Carte blanche
Cassons l’addiction : restons chez nous le jour du Black Friday
Une fois par mois, l’écrivaine Caroline Lamarche sort de sa bibliothèque un livre qui éclaire notre époque. Aujourd’hui, « Les choses qu’ils emportaient », par Tim O’Brien qui pourrait nous aider à survivre au massacre de l’hyperconsommation.
Le Black Friday, qui ravage la planète en un seul jour de consommation monstrueuse, à coup de cohues insensées, d’enseignes aux portes ouvertes chauffant la rue en ce 29 novembre, de débauche d’emballages en plastique, de gadgets à l’obsolescence programmée, de vêtements bradés au prix de l’esclavage d’enfants de l’autre côté du monde, le Black Friday, donc, me donne envie d’emprunter une phrase à Aurélie William Levaux, dans Bataille (pas l’auteur) (éd. Cambourakis), dont l’irrévérence m’a sauvée de la cohue feel good des promus de l’automne : » Je regrettais que mon pouvoir d’achat ne soit pas encore plus faible, ça aurait été une excuse excellente pour éviter le massacre. »
Eviter le massacre, pendant la guerre du Vietnam, ce n’était pas possible. De 1968 à 1970, Tim O’Brien a fait partie d’une division d’infanterie de l’armée américaine qui traquait les Vietcongs dans la jungle. Son livre (1) a renouvelé la littérature dite de guerre par un dispositif à la fois humble et percutant qui consiste à rendre compte non des mouvements de troupes et des péripéties des combats, mais des choses que les soldats emportent, ce qui leur est indispensable pour ne pas mourir tout de suite : boussole, canif, ouvre-boîte, bombe antimoustiques, briquet, rations alimentaires, gourde, casque en acier, veste pare-balles, mais aussi lettres d’une petite amie, journal intime, Bible, grigris divers, dope, préservatifs. Plus les armes : pistolet, mitrailleuse, lance-grenades, fusil d’assaut, chargeurs et munitions.
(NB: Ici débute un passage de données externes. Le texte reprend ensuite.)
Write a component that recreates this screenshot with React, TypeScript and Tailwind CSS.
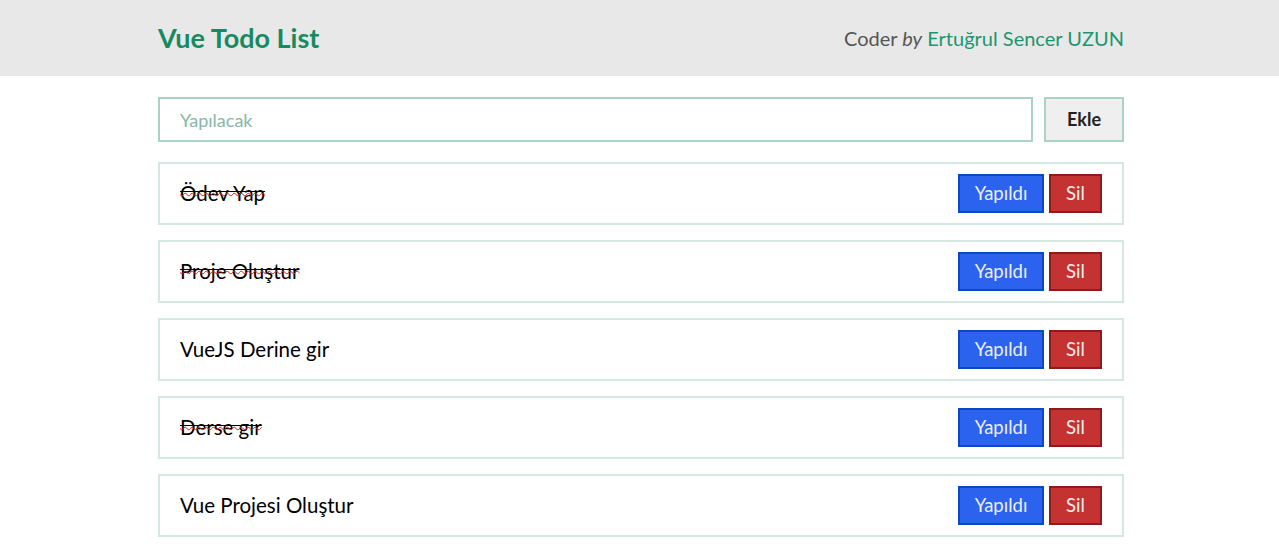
import React from "react";

const todos = [
  { text: "Ödev Yap", done: true },
  { text: "Proje Oluştur", done: true },
  { text: "VueJS Derine gir", done: false },
  { text: "Derse gir", done: true },
  { text: "Vue Projesi Oluştur", done: false },
];

export default function App() {
  return (
    <div className="min-h-[558px] bg-white" style={{ fontFamily: "Lato, 'Open Sans', sans-serif" }}>
      <header className="h-[76px] bg-[#e8e8e8] pl-[3px]">
        <div className="mx-auto flex h-full w-[966px] items-center justify-between">
          <h1 className="text-[27px] font-bold text-[#178a62]">Vue Todo List</h1>
          <p className="text-[20px] text-[#555]">
            Coder <span className="italic">by</span>{" "}
            <span className="text-[#1b9670]">Ertuğrul Sencer UZUN</span>
          </p>
        </div>
      </header>
      <main className="pl-[3px] pt-[21px]">
        <div className="mx-auto w-[966px]">
          <div className="flex gap-[11px]">
            <input
              placeholder="Yapılacak"
              className="h-[45px] flex-1 border-2 border-[#a9d3c5] bg-white px-5 text-[18px] text-black outline-none placeholder:text-[#86b8a8]"
            />
            <button className="h-[45px] w-[80px] border-2 border-[#a9d3c5] bg-[#efefef] text-[18px] font-bold text-[#222]">
              Ekle
            </button>
          </div>
          <ul className="mt-[20px] flex flex-col gap-[15px]">
            {todos.map((t) => (
              <li
                key={t.text}
                className="flex h-[63px] items-center justify-between border-2 border-[#d3e8e1] pl-5 pr-5"
              >
                <span className="text-[20.5px] text-black">
                  {t.done ? (
                    <span className="line-through decoration-[#e01b1b] decoration-wavy decoration-1">
                      <span className="underline decoration-black decoration-1 underline-offset-[-10px] [text-decoration-skip-ink:none]">
                        {t.text}
                      </span>
                    </span>
                  ) : (
                    t.text
                  )}
                </span>
                <div className="flex gap-[5px]">
                  <button className="h-[39px] w-[86px] border-2 border-[#0e47c6] bg-[#2b63ee] text-[18.5px] text-[#eef]">
                    Yapıldı
                  </button>
                  <button className="h-[39px] w-[53px] border-2 border-[#8c1c1c] bg-[#c53232] text-[18.5px] text-[#fee]">
                    Sil
                  </button>
                </div>
              </li>
            ))}
          </ul>
        </div>
      </main>
    </div>
  );
}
Et ce paquetage, dont le poids est déjà une épreuve, revient comme un leitmotiv dans la description des états émotionnels de ces gars de 20 ans pilotés par le lieutenant Jimmy Cross qui est le double de l’auteur. La description d’un galet rond et doux ramassé sur une plage et qu’on roule sous la langue pour atténuer le stress, y côtoie le récit de morts souvent absurdes. Celle – tragiquement inutile car » il n’y avait pas de péril réel » – d’un jeune vietnamien croisé sur le chemin. Ou celle du soldat Lavender qui s’était éloigné un instant, » zigouillé, éclaté, descendu en remontant sa braguette « . » Ils se servaient d’expressions dures pour dissimuler leur terrible douceur « , nous dit Tim 0’Brien, ajoutant que leur manière d’avancer jour après jour n’était pas du courage mais de la peur, oui, » ils avaient seulement trop peur pour être des lâches « .
Aujourd’hui, on dirait que nous avons trop peur pour être autre chose que des lâches. Des lâches qui emportent avec eux tout ce qu’ils peuvent emporter. Non de manière calculée, économe, solidaire, comme des combattants, mais comme des drogués consentant à leur perte, joyeux de la subir, enthousiastes à la précipiter.
Cassons l’addiction. Restons chez nous le jour du Black Friday. Lisons ! Convoquons les auteurs qui pourraient nous aider à survivre au massacre de l’hyperconsommation. Tim O’Brien, cet inclassable devenu un classique, pourrait bien être de ceux-là.
Caroline Lamarche
(1) Les choses qu’ils emportaient, par Tim O’Brien, traduit de l’anglais (Etats-Unis) par Jean-Yves Prate, Gallmeister, 241 p., 1990.